In November 2022, as the US was imposing strict export controls on semiconductors, German Chancellor Olaf Scholz visited Beijing with a delegation of major business leaders. The message was clear: Germany and China are deeply intertwined.

+ Economic dependence: German industrial giants like Volkswagen, BMW, and BASF are heavily invested in the Chinese market. For example, VW sells over 3 million cars in China annually and operates 33 plants there.

+ Personal insight: As part of my EMBA program, I saw this firsthand during a visit to a SAIC Volkswagen plant in Shanghai. The scale of their operations shows just how established and integral they are to China's auto industry.

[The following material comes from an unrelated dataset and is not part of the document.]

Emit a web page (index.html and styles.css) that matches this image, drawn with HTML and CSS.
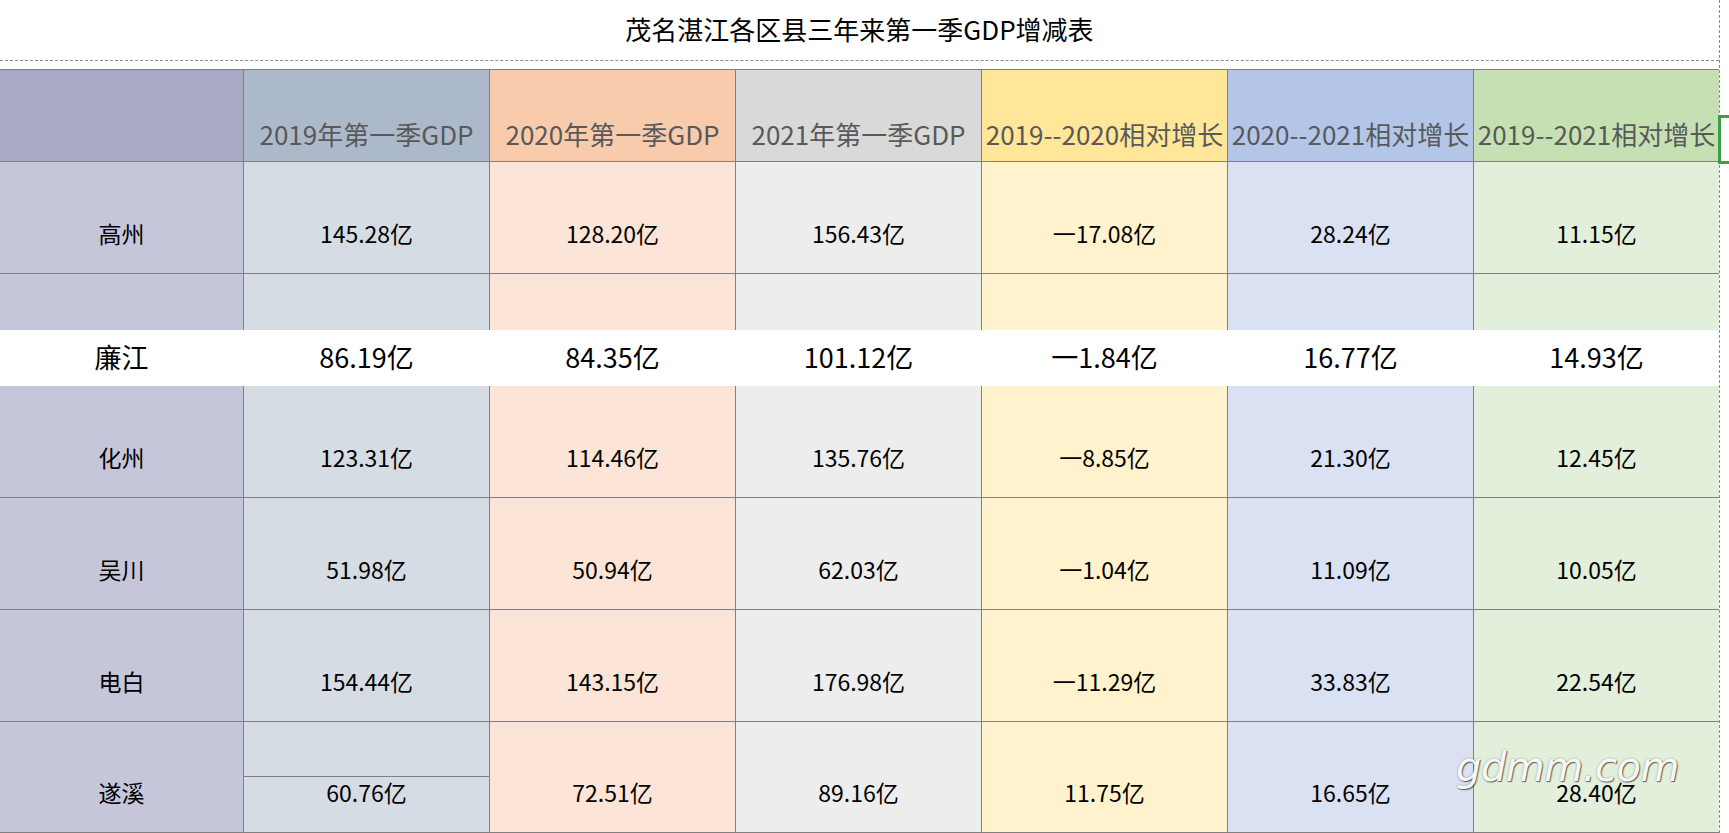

+ Political concessions: To ensure a smooth visit, Scholz overrode concerns at home and approved a deal allowing Chinese state-owned enterprise Cosco to invest in a container terminal at the Port of Hamburg. It was an undisputed globalization win for Beijing.

This push-and-pull is no accident. China has long played a "divide-and-defuse" strategy, using economic concessions to prevent a united front against it.

As German economic thinkers are now recognizing, this is a dangerous game. "The German economy is much more dependent on China than the other way round," says Juergen Matthes of the German Economic Institute. Like its former reliance on Russian energy, Germany's trade ties with China have become a strategic vulnerability.

The reality for Europe's economies is what economists call the "impossible trinity": They cannot simultaneously maintain close economic ties with China, security dependence on the United States, and strategic autonomy from both.

Can Europe truly "de-risk" without "decoupling?" Or is it just a more polite way of describing a precarious and increasingly risky balancing act?